## REQUIREMENTS
Return, unaltered, every line from the beginning of the material below up to and including the one with "string; shortcut?: string;".

***

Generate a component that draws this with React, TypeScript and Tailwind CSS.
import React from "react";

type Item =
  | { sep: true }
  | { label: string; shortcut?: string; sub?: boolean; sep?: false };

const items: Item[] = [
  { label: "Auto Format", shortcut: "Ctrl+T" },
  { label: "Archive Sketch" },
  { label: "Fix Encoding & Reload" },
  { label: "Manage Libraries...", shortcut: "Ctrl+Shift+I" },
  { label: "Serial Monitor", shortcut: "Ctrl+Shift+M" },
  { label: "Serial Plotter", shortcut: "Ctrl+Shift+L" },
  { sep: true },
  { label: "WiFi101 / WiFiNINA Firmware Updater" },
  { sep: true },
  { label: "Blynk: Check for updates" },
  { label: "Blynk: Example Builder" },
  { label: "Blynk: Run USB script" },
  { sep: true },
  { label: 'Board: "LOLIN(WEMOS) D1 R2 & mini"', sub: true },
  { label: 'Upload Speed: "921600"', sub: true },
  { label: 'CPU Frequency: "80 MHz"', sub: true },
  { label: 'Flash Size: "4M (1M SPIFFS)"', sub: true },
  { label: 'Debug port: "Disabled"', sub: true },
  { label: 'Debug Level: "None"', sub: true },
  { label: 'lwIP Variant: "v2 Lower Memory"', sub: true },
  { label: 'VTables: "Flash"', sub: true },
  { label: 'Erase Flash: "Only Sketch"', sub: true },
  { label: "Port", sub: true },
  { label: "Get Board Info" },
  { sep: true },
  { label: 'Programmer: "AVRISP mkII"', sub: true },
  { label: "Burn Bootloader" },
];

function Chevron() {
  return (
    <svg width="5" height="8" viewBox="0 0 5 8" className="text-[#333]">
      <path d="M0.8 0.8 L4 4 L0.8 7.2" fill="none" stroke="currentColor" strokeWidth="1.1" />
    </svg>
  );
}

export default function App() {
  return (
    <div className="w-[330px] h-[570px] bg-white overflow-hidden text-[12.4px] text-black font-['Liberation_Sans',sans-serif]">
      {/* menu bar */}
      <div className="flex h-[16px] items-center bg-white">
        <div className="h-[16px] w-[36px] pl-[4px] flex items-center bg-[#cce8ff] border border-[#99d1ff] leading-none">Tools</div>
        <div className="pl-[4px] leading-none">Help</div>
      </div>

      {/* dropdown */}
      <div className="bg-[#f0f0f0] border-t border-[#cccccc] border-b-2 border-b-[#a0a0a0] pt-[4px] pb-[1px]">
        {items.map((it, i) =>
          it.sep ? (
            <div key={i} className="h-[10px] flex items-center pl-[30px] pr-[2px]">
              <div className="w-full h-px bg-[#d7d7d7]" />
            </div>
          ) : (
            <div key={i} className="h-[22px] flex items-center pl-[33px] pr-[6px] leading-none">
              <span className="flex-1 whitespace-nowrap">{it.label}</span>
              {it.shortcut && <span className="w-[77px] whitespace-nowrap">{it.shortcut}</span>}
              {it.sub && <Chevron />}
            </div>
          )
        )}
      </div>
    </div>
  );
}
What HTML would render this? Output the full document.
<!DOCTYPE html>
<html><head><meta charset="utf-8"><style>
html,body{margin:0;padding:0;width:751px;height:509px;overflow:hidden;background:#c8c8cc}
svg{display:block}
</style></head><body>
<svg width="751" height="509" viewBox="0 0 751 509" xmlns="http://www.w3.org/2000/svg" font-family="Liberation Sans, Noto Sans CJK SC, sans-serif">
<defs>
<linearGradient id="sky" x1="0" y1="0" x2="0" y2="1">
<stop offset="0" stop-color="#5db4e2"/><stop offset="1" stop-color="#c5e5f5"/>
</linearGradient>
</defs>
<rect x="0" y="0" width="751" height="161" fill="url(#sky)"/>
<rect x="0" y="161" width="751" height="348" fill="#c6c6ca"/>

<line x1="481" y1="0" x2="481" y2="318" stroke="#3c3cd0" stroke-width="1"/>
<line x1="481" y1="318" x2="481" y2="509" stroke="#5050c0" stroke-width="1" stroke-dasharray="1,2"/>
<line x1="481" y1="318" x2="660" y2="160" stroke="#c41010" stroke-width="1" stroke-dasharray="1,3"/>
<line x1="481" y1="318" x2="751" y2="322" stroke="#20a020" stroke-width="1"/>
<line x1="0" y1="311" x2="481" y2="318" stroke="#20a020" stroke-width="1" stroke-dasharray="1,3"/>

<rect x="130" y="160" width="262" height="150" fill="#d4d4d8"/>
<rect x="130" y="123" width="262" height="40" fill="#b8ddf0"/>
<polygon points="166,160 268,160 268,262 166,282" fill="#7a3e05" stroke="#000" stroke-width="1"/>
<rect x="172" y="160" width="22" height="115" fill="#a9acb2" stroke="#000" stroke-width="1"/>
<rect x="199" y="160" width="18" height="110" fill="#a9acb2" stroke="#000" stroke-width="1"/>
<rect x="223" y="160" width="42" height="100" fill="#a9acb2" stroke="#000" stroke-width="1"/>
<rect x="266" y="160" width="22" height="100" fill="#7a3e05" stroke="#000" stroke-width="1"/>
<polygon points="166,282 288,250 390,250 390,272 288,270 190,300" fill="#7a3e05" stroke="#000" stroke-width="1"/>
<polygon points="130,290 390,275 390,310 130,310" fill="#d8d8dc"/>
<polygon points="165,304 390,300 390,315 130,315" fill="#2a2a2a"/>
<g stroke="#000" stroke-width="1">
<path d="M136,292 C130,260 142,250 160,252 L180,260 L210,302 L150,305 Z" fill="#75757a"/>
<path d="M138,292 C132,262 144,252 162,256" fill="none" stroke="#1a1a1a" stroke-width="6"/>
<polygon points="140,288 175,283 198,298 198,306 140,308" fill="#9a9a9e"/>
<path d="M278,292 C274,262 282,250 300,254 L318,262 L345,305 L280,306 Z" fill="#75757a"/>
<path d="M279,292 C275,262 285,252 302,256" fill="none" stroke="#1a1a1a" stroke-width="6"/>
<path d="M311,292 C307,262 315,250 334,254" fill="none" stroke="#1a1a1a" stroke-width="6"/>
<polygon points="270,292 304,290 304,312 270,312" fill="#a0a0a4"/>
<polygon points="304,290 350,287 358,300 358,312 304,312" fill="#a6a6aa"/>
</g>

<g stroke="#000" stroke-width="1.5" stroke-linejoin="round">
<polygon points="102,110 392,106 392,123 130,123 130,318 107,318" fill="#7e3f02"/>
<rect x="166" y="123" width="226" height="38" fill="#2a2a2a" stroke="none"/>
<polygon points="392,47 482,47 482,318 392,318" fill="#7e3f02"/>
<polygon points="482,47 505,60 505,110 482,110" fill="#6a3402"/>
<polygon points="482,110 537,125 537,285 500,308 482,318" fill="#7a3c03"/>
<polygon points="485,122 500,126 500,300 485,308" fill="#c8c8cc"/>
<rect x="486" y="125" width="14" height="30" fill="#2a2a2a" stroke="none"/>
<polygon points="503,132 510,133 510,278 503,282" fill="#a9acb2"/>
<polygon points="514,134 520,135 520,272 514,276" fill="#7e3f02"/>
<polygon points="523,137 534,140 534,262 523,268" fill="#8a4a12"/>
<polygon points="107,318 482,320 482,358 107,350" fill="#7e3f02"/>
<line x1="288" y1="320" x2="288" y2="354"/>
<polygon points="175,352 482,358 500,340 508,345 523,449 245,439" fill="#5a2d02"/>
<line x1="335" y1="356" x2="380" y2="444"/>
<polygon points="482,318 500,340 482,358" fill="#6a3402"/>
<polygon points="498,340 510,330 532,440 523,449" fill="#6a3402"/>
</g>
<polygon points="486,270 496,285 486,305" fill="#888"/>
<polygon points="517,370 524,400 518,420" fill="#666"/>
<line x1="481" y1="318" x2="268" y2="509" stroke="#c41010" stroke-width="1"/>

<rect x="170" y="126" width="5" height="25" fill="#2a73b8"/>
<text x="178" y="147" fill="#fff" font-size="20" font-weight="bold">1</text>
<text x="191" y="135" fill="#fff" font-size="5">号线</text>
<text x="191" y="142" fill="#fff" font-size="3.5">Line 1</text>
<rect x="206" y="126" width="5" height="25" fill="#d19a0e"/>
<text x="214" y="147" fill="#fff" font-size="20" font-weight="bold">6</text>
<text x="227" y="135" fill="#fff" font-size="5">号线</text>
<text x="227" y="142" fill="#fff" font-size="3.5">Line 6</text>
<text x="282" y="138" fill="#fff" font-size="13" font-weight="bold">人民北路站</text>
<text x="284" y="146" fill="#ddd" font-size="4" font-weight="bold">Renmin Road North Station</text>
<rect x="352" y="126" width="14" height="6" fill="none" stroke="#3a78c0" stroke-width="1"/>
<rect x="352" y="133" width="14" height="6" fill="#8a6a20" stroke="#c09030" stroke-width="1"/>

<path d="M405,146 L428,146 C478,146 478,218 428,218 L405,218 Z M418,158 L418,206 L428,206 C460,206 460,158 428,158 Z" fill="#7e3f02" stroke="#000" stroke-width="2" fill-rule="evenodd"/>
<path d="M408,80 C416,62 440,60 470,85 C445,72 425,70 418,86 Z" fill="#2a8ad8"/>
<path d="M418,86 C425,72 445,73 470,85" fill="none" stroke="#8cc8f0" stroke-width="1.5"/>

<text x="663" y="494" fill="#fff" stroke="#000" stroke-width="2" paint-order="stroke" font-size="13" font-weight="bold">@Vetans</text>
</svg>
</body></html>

***

## WRITTEN REPLY
Generate a component that draws this with React, TypeScript and Tailwind CSS.
import React from "react";

type Item =
  | { sep: true }
  | { label: string; shortcut?: string; sub?: boolean; sep?: false };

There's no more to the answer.